__YOUR GOAL__
Identify and reproduce every line holding the string "React".

__SUPPLIED INFORMATION__
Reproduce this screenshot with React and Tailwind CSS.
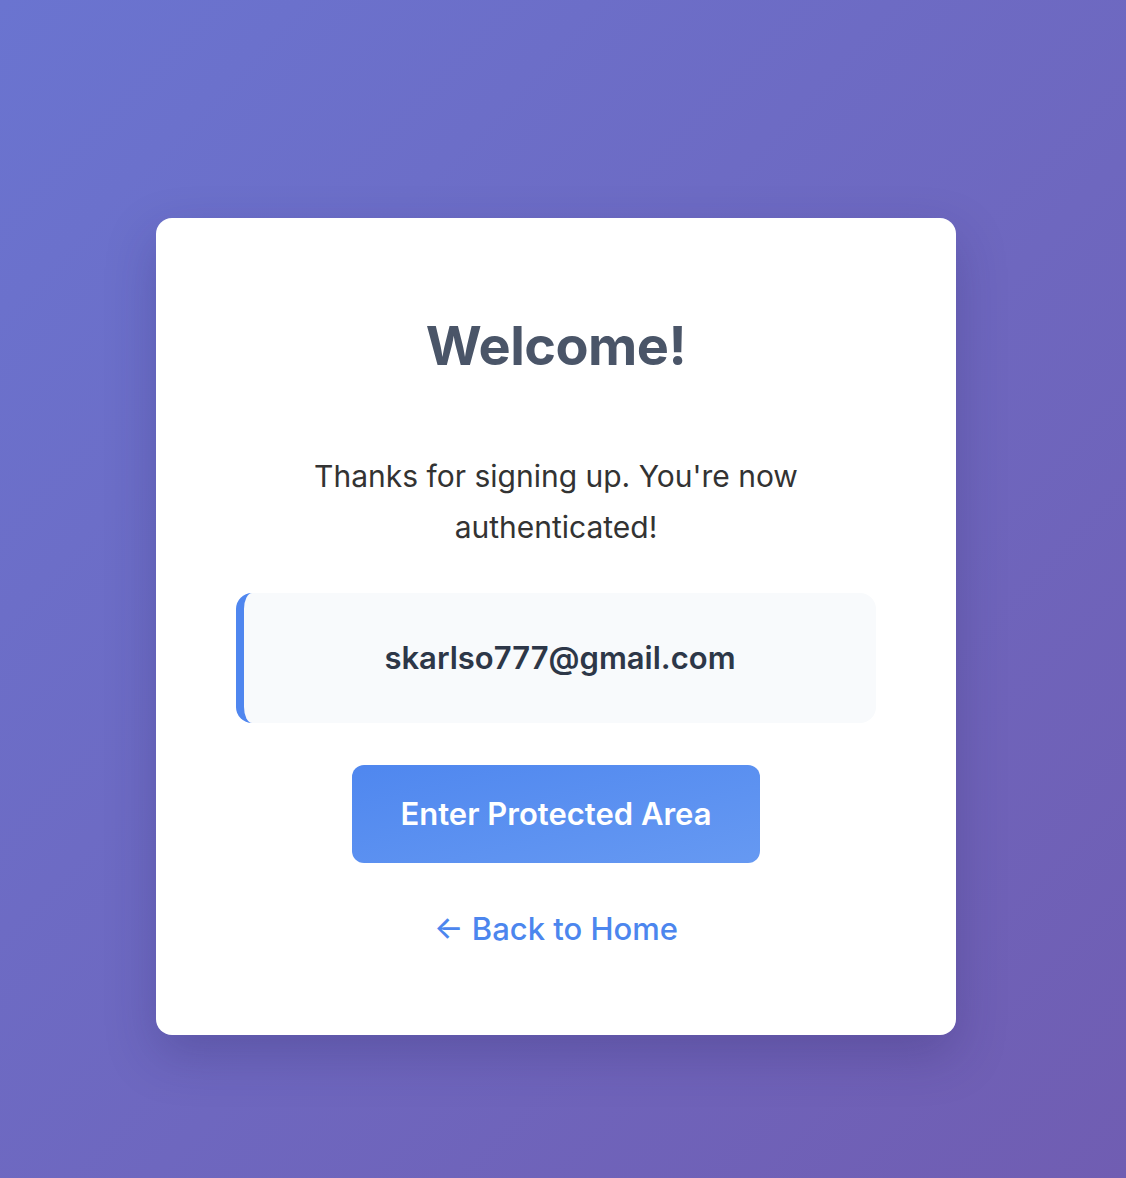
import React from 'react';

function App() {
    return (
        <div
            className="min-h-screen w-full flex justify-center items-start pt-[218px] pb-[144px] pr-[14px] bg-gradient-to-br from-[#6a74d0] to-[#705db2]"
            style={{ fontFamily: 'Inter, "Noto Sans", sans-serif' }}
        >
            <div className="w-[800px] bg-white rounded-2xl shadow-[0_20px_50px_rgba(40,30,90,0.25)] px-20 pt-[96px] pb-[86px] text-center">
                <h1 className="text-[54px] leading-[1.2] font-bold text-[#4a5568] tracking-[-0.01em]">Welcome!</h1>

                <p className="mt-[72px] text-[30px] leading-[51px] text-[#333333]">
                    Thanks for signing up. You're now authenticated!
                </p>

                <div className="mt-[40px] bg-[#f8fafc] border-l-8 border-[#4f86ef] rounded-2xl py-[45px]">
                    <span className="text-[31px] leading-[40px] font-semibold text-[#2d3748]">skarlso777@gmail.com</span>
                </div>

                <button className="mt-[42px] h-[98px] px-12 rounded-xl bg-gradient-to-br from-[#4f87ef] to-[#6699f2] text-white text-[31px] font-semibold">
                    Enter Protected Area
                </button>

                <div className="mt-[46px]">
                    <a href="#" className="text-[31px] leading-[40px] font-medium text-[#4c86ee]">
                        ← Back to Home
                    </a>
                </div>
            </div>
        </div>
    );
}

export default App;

__SOLUTION TO THIS EXERCISE__
Reproduce this screenshot with React and Tailwind CSS.
import React from 'react';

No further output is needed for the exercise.